On Packet Reordering in Time-Sensitive Networks

08/07/2020 ∙ by Ehsan Mohammadpour, et al. ∙ 0

Time-sensitive networks (IEEE TSN or IETF DetNet) may tolerate some packet reordering. Re-sequencing buffers are then used to provide in-order delivery, the parameters of which (timeout, buffer size) may affect worst-case delay and delay jitter. There is so far no precise understanding of per-flow reordering metrics nor of the dimensioning of re-sequencing buffers in order to provide worst-case guarantees, as required in such networks. First, we show that a previously proposed per-flow metric, reordering late time offset (RTO), determines the timeout value. If the network is lossless, another previously defined metric, the reordering byte offset (RBO), determines the required buffer.
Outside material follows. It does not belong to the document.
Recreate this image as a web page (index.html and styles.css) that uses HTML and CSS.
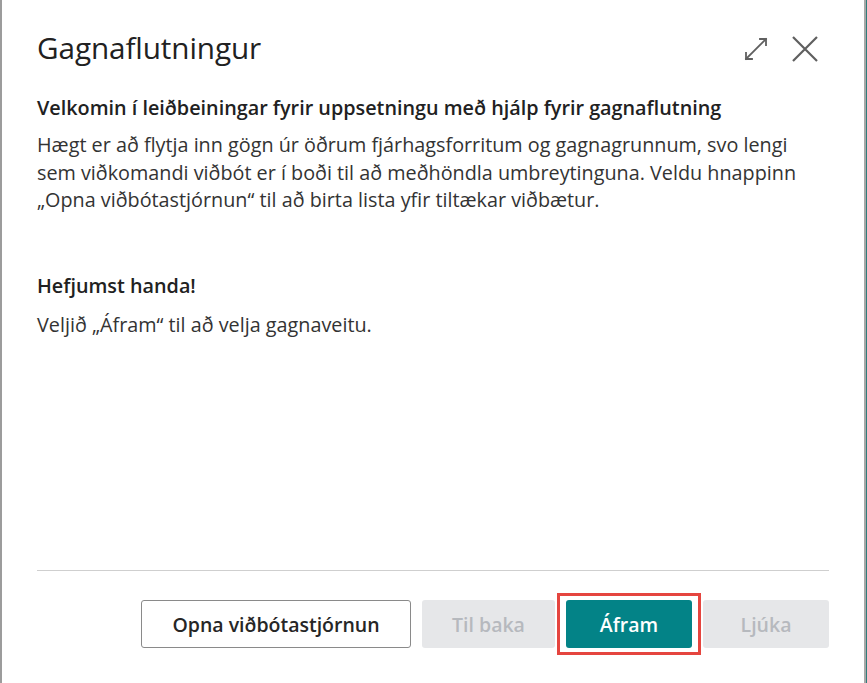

If packet losses cannot be ignored, the required buffer may be larger than RBO, and depends on jitter, an arrival curve of the flow at its source, and the timeout. Then we develop a calculus to compute the RTO for a flow path; the method uses a novel relation with jitter and arrival curve, together with a decomposition of the path into non order-preserving and order-preserving elements. We also analyse the effect of re-sequencing buffers on worst-case delay, jitter and propagation of arrival curves. We show in particular that, in a lossless (but non order-preserving) network, re-sequencing is "for free", namely, it does not increase worst-case delay nor jitter, whereas in a lossy network, re-sequencing increases the worst-case delay and jitter. We apply the analysis to evaluate the performance impact of placing re-sequencing buffers at intermediate points and illustrate the results on two industrial test cases.